Splitting genomes to mimic 454 reads
From EdwardsLab
Mimicking 454
To get a genome to mimic 454 reads, I started with the reads that we have. There are 16,176,486 reads in the metagenomes used in the Dinsdale et al analysis, and so I counted the distribution of the lengths of those reads. Then, I read the DNA sequence of the genome that we are interested in, either from a fasta file or from the SEED database. A contig is chosen at random, and each choice is proportional to the length of each contig compared to the whole genome, then a start site is chosen, at random, within that contig. Finally, a length is chosen from the distribution of known lengths from the 454 GS20 reads. Then the sequence defined by that contig, start site, and length is extracted.
The analysis is essentially a random selection with replacement (i.e. each sequence could occur more than once), and currently 30,000,000 bp of output are generated, although that can be altered if desired.

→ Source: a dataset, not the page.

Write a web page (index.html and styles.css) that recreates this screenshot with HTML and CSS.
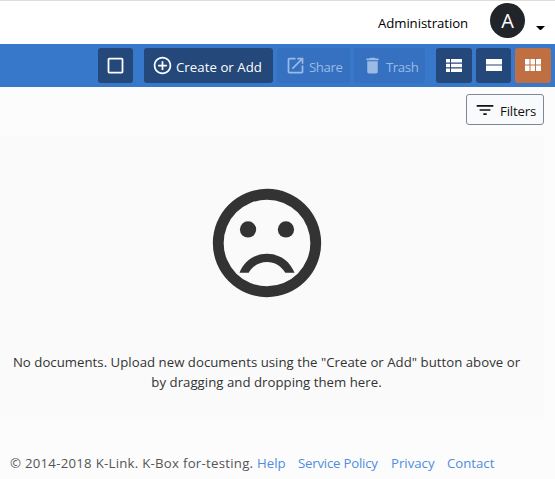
FILE: index.html
```html
<!DOCTYPE html>
<html lang="en">
<head>
<meta charset="utf-8">
<title>K-Box</title>
<link rel="stylesheet" href="styles.css">
</head>
<body>
<header class="header">
  <a class="admin"><span>Administration</span></a>
  <span class="avatar">A</span>
  <span class="caret"></span>
</header>
<nav class="toolbar">
  <button class="btn select"><svg class="icon" viewBox="0 0 24 24"><path d="M19 5v14H5V5h14m0-2H5c-1.100 0-2 .9-2 2v14c0 1.100.9 2 2 2h14c1.100 0 2-.9 2-2V5c0-1.100-.9-2-2-2z"/></svg></button>
  <button class="btn create"><svg class="icon" viewBox="0 0 24 24"><path d="M13 7h-2v4H7v2h4v4h2v-4h4v-2h-4V7zm-1-5C6.480 2 2 6.480 2 12s4.480 10 10 10 10-4.480 10-10S17.520 2 12 2zm0 18c-4.410 0-8-3.590-8-8s3.590-8 8-8 8 3.590 8 8-3.590 8-8 8z"/></svg><span class="label">Create or Add</span></button>
  <button class="btn share disabled"><svg class="icon" viewBox="0 0 24 24"><path d="M19 19H5V5h7V3H5c-1.110 0-2 .9-2 2v14c0 1.100.89 2 2 2h14c1.100 0 2-.9 2-2v-7h-2v7zM14 3v2h3.590l-9.830 9.830 1.410 1.410L19 6.410V10h2V3h-7z"/></svg><span class="label">Share</span></button>
  <button class="btn trash disabled"><svg class="icon" viewBox="0 0 24 24"><path d="M6 19c0 1.100.9 2 2 2h8c1.100 0 2-.9 2-2V7H6v12zM19 4h-3.500l-1-1h-5l-1 1H5v2h14V4z"/></svg><span class="label">Trash</span></button>
  <div class="views">
    <button class="btn list"><svg class="view-icon" viewBox="0 0 16 13"><path d="M0 0h4v3.500H0zM5 0h11v3.500H5zM0 4.700h4v3.500H0zM5 4.700h11v3.500H5zM0 9.400h4V13H0zM5 9.400h11V13H5z"/></svg></button>
    <button class="btn rows"><svg class="view-icon" viewBox="0 0 16 13"><path d="M0 0h16v5.500H0zM0 6.500h16V12H0z"/></svg></button>
    <button class="btn tiles active"><svg class="view-icon" viewBox="0 0 16 13"><path d="M0 0h4.500v5.500H0zM5.500 0H10v5.500H5.500zM11 0h5v5.500h-5zM0 6.500h4.500V12H0zM5.500 6.500H10V12H5.500zM11 6.500h5V12h-5z"/></svg></button>
  </div>
</nav>
<div class="filter-bar">
  <button class="filters"><svg class="icon" viewBox="0 0 24 24"><path d="M10 18h4v-2h-4v2zM2 6v2h20V6H2zm3.500 7h13v-2h-13v2z"/></svg><span class="label">Filters</span></button>
</div>
<main class="empty">
  <svg class="face" viewBox="0 0 24 24"><circle cx="8.500" cy="9.500" r="1.500"/><circle cx="15.500" cy="9.500" r="1.500"/><path d="M12 2a10 10 0 1 0 0 20 10 10 0 1 0 0-20zm0 18a8 8 0 1 1 0-16 8 8 0 0 1 0 16z"/><path d="M12 14c-2.330 0-4.200 1.300-5.080 3.500h1.700C9.400 16.200 10.600 15.500 12 15.500s2.600.7 3.380 2h1.700C16.200 15.300 14.330 14 12 14z"/></svg>
  <p class="message">No documents. Upload new documents using the "Create or Add" button above or<br>by dragging and dropping them here.</p>
</main>
<footer class="footer">
  <span class="copy">© 2014-2018 K-Link. K-Box for-testing.</span>
  <a class="help">Help</a>
  <a class="policy">Service Policy</a>
  <a class="privacy">Privacy</a>
  <a class="contact">Contact</a>
</footer>
</body>
</html>
```
FILE: styles.css
```css
* { box-sizing: border-box; }
body {
  margin: 0;
  background: #fcfcfc;
  color: #333;
  font: 13.2px/20px "Open Sans", "Noto Sans", sans-serif;
}
svg { display: block; fill: currentColor; flex: none; }
button { font: inherit; color: inherit; }
.header {
  height: 44px;
  display: flex;
  justify-content: flex-end;
  padding-right: 10px;
  background: #fff;
  border-top: 1px solid #ddd;
  color: #000;
}
.admin {
  width: 90px;
  margin: 12px 22px 0 0;
  letter-spacing: -0.08px;
  white-space: nowrap;
}
.avatar {
  width: 35px;
  height: 35px;
  margin: 2px 11px 0 0;
  border-radius: 50%;
  background: #212529;
  color: #fff;
  font-size: 20px;
  line-height: 35px;
  text-align: center;
}
.caret {
  width: 9px;
  height: 4px;
  margin-top: 25px;
  border: solid transparent;
  border-width: 4px 4.5px 0;
  border-top-color: #000;
}
.toolbar {
  height: 43px;
  padding: 4px 4px 0 0;
  display: flex;
  justify-content: flex-end;
  gap: 4px;
  background: #3878cb;
}
.btn {
  height: 35px;
  padding: 0 0 0 8px;
  display: flex;
  align-items: center;
  border: 0;
  border-radius: 3px;
  background: #24487a;
  color: #fff;
  white-space: nowrap;
}
.icon { width: 20px; height: 20px; }
.btn .icon { width: 21px; height: 21px; margin-bottom: 1px; }
.btn .label { margin: 3px 0 0 3px; }
.select { width: 35px; padding-left: 7px; margin-right: 7px; }
.create { width: 129px; letter-spacing: 0.06px; }
.share { width: 73px; letter-spacing: -0.4px; }
.trash { width: 71px; letter-spacing: -0.4px; }
.disabled { background: #3571c0; color: #9bbbe4; }
.views { display: flex; gap: 4px; margin-left: 7px; }
.views .btn { width: 36px; padding: 0 0 1px 10px; }
.views .rows { width: 35px; }
.views .active { background: #c06f42; }
.view-icon { width: 16px; height: 13px; }
.filter-bar {
  height: 49px;
  padding: 7px 11px 0 0;
  display: flex;
  justify-content: flex-end;
}
.filters {
  width: 78px;
  height: 31px;
  padding: 0 0 0 8px;
  display: flex;
  align-items: center;
  border: 1px solid #7d8894;
  border-radius: 3px;
  background: #f8fafc;
  color: #111;
  letter-spacing: -0.15px;
}
.filters .label { margin: 3px 0 0 5px; }
.empty {
  height: 283px;
  margin-right: 11px;
  padding: 42px 0 0;
  background: #fafafa;
}
.face { width: 130px; height: 130px; margin-left: 202px; }
.message {
  width: 533px;
  margin: 44px 0 0;
  letter-spacing: 0.03px;
  text-align: center;
  white-space: nowrap;
}
.footer {
  display: flex;
  margin: 34px 0 0 10px;
  color: #555;
  white-space: nowrap;
}
.footer a { color: #4f8de0; }
.copy { width: 247px; letter-spacing: 0.27px; }
.help { width: 41px; }
.footer .policy { width: 93px; letter-spacing: -0.2px; }
.privacy { width: 56px; }
```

Of course, the contig, start position, and length are saved for each sequence.
Distribution of Sequence Size Lengths
Here is the distribution of sequence lengths for the 16+ million sequence reads
This is also included in the data in the tarball.
Download analysis
This tarball contains the following files:
- metagenome_read_sizes.txt -- A list of the lengths of the sequences, and the number of times each is seen
- chop_genome_to_mimic_454.pl -- the perl code that will generate the fragments of sequence
- 2351472.finished.fsa - an example fasta file downloaded from the JGI on 1/27/08
- 2351472.fractionated - an example output from this file